** begin **
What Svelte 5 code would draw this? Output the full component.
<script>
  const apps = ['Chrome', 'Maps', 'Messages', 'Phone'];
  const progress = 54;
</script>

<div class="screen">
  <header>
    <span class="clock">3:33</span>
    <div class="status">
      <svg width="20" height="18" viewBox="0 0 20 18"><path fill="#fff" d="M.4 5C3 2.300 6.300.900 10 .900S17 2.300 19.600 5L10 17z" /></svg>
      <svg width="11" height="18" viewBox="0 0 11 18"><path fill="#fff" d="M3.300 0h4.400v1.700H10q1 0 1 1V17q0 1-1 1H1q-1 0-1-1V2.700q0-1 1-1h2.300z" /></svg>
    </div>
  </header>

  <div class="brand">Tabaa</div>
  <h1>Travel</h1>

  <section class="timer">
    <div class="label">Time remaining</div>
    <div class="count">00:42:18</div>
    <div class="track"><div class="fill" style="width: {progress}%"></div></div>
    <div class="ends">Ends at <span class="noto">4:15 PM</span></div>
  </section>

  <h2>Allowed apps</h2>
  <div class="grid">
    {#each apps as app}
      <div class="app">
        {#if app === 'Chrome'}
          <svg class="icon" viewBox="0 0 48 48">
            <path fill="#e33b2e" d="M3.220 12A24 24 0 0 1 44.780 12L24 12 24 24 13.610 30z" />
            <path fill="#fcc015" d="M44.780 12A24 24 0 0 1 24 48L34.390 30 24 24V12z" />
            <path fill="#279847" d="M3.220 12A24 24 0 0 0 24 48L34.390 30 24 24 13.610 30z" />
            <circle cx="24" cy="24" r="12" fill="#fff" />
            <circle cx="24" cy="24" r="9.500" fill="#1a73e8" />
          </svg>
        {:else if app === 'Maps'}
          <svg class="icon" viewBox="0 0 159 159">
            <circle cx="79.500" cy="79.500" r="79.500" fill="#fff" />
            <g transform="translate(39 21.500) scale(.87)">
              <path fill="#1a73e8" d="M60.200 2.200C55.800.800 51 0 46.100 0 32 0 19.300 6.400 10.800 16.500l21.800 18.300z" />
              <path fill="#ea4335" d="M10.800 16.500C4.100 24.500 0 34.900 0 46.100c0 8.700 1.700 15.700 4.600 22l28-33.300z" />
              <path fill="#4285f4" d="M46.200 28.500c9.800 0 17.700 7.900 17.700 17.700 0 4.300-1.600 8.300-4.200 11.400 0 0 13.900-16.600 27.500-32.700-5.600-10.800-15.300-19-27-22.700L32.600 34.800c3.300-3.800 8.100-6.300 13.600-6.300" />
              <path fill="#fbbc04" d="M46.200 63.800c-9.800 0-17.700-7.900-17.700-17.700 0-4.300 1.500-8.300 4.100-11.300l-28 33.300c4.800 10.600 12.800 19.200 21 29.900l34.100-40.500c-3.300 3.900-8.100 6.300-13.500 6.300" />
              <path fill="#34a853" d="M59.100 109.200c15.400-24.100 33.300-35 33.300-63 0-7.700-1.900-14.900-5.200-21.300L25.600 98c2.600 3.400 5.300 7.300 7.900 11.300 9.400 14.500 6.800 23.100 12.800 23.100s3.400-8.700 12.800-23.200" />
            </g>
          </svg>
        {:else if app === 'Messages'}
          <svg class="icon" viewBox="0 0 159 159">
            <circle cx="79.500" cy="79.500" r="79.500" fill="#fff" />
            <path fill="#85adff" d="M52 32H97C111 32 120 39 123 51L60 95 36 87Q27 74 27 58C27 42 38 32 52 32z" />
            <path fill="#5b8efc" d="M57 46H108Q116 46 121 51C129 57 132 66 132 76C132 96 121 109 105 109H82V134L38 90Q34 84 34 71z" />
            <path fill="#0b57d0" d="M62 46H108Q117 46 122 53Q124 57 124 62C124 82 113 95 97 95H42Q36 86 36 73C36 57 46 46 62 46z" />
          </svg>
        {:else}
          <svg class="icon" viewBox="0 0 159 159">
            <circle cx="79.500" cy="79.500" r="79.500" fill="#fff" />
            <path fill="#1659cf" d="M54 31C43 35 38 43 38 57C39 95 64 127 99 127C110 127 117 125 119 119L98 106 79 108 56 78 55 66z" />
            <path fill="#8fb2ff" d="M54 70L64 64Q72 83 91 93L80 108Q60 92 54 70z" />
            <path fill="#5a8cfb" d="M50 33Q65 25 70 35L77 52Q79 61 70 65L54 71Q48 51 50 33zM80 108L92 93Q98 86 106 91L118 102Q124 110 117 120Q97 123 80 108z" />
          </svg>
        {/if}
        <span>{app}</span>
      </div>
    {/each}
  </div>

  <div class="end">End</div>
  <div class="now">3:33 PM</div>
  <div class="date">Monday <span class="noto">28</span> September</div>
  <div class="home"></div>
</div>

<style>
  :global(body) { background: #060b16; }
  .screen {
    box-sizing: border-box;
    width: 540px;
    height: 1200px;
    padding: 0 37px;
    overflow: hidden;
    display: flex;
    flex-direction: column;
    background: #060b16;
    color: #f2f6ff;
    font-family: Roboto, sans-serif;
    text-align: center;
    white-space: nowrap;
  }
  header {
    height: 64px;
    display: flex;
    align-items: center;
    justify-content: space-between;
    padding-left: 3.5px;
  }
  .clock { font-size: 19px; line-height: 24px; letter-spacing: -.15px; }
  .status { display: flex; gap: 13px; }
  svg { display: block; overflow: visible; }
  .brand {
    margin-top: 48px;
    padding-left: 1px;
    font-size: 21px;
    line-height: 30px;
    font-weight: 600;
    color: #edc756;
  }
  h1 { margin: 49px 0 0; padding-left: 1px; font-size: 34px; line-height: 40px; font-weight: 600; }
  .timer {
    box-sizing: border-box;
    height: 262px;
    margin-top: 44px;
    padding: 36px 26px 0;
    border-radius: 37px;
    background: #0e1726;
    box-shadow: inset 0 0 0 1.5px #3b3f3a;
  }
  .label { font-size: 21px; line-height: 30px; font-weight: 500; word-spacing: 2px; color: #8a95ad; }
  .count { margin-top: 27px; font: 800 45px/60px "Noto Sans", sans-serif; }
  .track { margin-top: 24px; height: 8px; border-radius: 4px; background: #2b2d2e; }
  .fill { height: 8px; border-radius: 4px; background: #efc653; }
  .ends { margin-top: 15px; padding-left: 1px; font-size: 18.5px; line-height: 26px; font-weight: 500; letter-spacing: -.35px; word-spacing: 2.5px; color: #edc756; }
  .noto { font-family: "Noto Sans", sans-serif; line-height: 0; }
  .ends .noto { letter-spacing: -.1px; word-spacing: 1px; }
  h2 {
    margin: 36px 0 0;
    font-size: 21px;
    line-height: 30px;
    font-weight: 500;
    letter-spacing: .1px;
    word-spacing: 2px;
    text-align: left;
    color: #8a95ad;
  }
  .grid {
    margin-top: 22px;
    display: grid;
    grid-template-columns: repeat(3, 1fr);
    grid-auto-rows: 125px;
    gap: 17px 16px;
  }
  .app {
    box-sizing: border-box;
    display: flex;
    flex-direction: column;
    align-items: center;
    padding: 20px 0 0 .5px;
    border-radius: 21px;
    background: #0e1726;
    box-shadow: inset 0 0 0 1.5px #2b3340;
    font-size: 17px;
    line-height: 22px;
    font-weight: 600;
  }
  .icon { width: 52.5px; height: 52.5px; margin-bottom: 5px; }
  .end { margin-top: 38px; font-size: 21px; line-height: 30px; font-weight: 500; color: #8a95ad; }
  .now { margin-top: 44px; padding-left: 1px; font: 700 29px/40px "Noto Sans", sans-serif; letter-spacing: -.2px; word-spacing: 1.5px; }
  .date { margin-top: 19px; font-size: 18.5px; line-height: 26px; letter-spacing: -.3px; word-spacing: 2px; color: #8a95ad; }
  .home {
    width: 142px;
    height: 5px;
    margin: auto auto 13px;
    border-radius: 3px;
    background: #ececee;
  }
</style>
** end **
### What the task asks
Print all the data exactly.

### Finished task
What Svelte 5 code would draw this? Output the full component.
<script>
  const apps = ['Chrome', 'Maps', 'Messages', 'Phone'];
  const progress = 54;
</script>

<div class="screen">
  <header>
    <span class="clock">3:33</span>
    <div class="status">
      <svg width="20" height="18" viewBox="0 0 20 18"><path fill="#fff" d="M.4 5C3 2.300 6.300.900 10 .900S17 2.300 19.600 5L10 17z" /></svg>
      <svg width="11" height="18" viewBox="0 0 11 18"><path fill="#fff" d="M3.300 0h4.400v1.700H10q1 0 1 1V17q0 1-1 1H1q-1 0-1-1V2.700q0-1 1-1h2.300z" /></svg>
    </div>
  </header>

  <div class="brand">Tabaa</div>
  <h1>Travel</h1>

  <section class="timer">
    <div class="label">Time remaining</div>
    <div class="count">00:42:18</div>
    <div class="track"><div class="fill" style="width: {progress}%"></div></div>
    <div class="ends">Ends at <span class="noto">4:15 PM</span></div>
  </section>

  <h2>Allowed apps</h2>
  <div class="grid">
    {#each apps as app}
      <div class="app">
        {#if app === 'Chrome'}
          <svg class="icon" viewBox="0 0 48 48">
            <path fill="#e33b2e" d="M3.220 12A24 24 0 0 1 44.780 12L24 12 24 24 13.610 30z" />
            <path fill="#fcc015" d="M44.780 12A24 24 0 0 1 24 48L34.390 30 24 24V12z" />
            <path fill="#279847" d="M3.220 12A24 24 0 0 0 24 48L34.390 30 24 24 13.610 30z" />
            <circle cx="24" cy="24" r="12" fill="#fff" />
            <circle cx="24" cy="24" r="9.500" fill="#1a73e8" />
          </svg>
        {:else if app === 'Maps'}
          <svg class="icon" viewBox="0 0 159 159">
            <circle cx="79.500" cy="79.500" r="79.500" fill="#fff" />
            <g transform="translate(39 21.500) scale(.87)">
              <path fill="#1a73e8" d="M60.200 2.200C55.800.800 51 0 46.100 0 32 0 19.300 6.400 10.800 16.500l21.800 18.300z" />
              <path fill="#ea4335" d="M10.800 16.500C4.100 24.500 0 34.900 0 46.100c0 8.700 1.700 15.700 4.600 22l28-33.300z" />
              <path fill="#4285f4" d="M46.200 28.500c9.800 0 17.700 7.900 17.700 17.700 0 4.300-1.600 8.300-4.200 11.400 0 0 13.900-16.600 27.500-32.700-5.600-10.800-15.300-19-27-22.700L32.600 34.800c3.300-3.800 8.100-6.300 13.600-6.300" />
              <path fill="#fbbc04" d="M46.200 63.800c-9.800 0-17.700-7.900-17.700-17.700 0-4.300 1.500-8.300 4.100-11.300l-28 33.300c4.800 10.600 12.800 19.200 21 29.900l34.100-40.500c-3.300 3.900-8.100 6.300-13.500 6.300" />
              <path fill="#34a853" d="M59.100 109.200c15.400-24.100 33.300-35 33.300-63 0-7.700-1.900-14.900-5.200-21.300L25.600 98c2.600 3.400 5.300 7.300 7.900 11.300 9.400 14.500 6.800 23.100 12.800 23.100s3.400-8.700 12.800-23.200" />
            </g>
          </svg>
        {:else if app === 'Messages'}
          <svg class="icon" viewBox="0 0 159 159">
            <circle cx="79.500" cy="79.500" r="79.500" fill="#fff" />
            <path fill="#85adff" d="M52 32H97C111 32 120 39 123 51L60 95 36 87Q27 74 27 58C27 42 38 32 52 32z" />
            <path fill="#5b8efc" d="M57 46H108Q116 46 121 51C129 57 132 66 132 76C132 96 121 109 105 109H82V134L38 90Q34 84 34 71z" />
            <path fill="#0b57d0" d="M62 46H108Q117 46 122 53Q124 57 124 62C124 82 113 95 97 95H42Q36 86 36 73C36 57 46 46 62 46z" />
          </svg>
        {:else}
          <svg class="icon" viewBox="0 0 159 159">
            <circle cx="79.500" cy="79.500" r="79.500" fill="#fff" />
            <path fill="#1659cf" d="M54 31C43 35 38 43 38 57C39 95 64 127 99 127C110 127 117 125 119 119L98 106 79 108 56 78 55 66z" />
            <path fill="#8fb2ff" d="M54 70L64 64Q72 83 91 93L80 108Q60 92 54 70z" />
            <path fill="#5a8cfb" d="M50 33Q65 25 70 35L77 52Q79 61 70 65L54 71Q48 51 50 33zM80 108L92 93Q98 86 106 91L118 102Q124 110 117 120Q97 123 80 108z" />
          </svg>
        {/if}
        <span>{app}</span>
      </div>
    {/each}
  </div>

  <div class="end">End</div>
  <div class="now">3:33 PM</div>
  <div class="date">Monday <span class="noto">28</span> September</div>
  <div class="home"></div>
</div>

<style>
  :global(body) { background: #060b16; }
  .screen {
    box-sizing: border-box;
    width: 540px;
    height: 1200px;
    padding: 0 37px;
    overflow: hidden;
    display: flex;
    flex-direction: column;
    background: #060b16;
    color: #f2f6ff;
    font-family: Roboto, sans-serif;
    text-align: center;
    white-space: nowrap;
  }
  header {
    height: 64px;
    display: flex;
    align-items: center;
    justify-content: space-between;
    padding-left: 3.5px;
  }
  .clock { font-size: 19px; line-height: 24px; letter-spacing: -.15px; }
  .status { display: flex; gap: 13px; }
  svg { display: block; overflow: visible; }
  .brand {
    margin-top: 48px;
    padding-left: 1px;
    font-size: 21px;
    line-height: 30px;
    font-weight: 600;
    color: #edc756;
  }
  h1 { margin: 49px 0 0; padding-left: 1px; font-size: 34px; line-height: 40px; font-weight: 600; }
  .timer {
    box-sizing: border-box;
    height: 262px;
    margin-top: 44px;
    padding: 36px 26px 0;
    border-radius: 37px;
    background: #0e1726;
    box-shadow: inset 0 0 0 1.5px #3b3f3a;
  }
  .label { font-size: 21px; line-height: 30px; font-weight: 500; word-spacing: 2px; color: #8a95ad; }
  .count { margin-top: 27px; font: 800 45px/60px "Noto Sans", sans-serif; }
  .track { margin-top: 24px; height: 8px; border-radius: 4px; background: #2b2d2e; }
  .fill { height: 8px; border-radius: 4px; background: #efc653; }
  .ends { margin-top: 15px; padding-left: 1px; font-size: 18.5px; line-height: 26px; font-weight: 500; letter-spacing: -.35px; word-spacing: 2.5px; color: #edc756; }
  .noto { font-family: "Noto Sans", sans-serif; line-height: 0; }
  .ends .noto { letter-spacing: -.1px; word-spacing: 1px; }
  h2 {
    margin: 36px 0 0;
    font-size: 21px;
    line-height: 30px;
    font-weight: 500;
    letter-spacing: .1px;
    word-spacing: 2px;
    text-align: left;
    color: #8a95ad;
  }
  .grid {
    margin-top: 22px;
    display: grid;
    grid-template-columns: repeat(3, 1fr);
    grid-auto-rows: 125px;
    gap: 17px 16px;
  }
  .app {
    box-sizing: border-box;
    display: flex;
    flex-direction: column;
    align-items: center;
    padding: 20px 0 0 .5px;
    border-radius: 21px;
    background: #0e1726;
    box-shadow: inset 0 0 0 1.5px #2b3340;
    font-size: 17px;
    line-height: 22px;
    font-weight: 600;
  }
  .icon { width: 52.5px; height: 52.5px; margin-bottom: 5px; }
  .end { margin-top: 38px; font-size: 21px; line-height: 30px; font-weight: 500; color: #8a95ad; }
  .now { margin-top: 44px; padding-left: 1px; font: 700 29px/40px "Noto Sans", sans-serif; letter-spacing: -.2px; word-spacing: 1.5px; }
  .date { margin-top: 19px; font-size: 18.5px; line-height: 26px; letter-spacing: -.3px; word-spacing: 2px; color: #8a95ad; }
  .home {
    width: 142px;
    height: 5px;
    margin: auto auto 13px;
    border-radius: 3px;
    background: #ececee;
  }
</style>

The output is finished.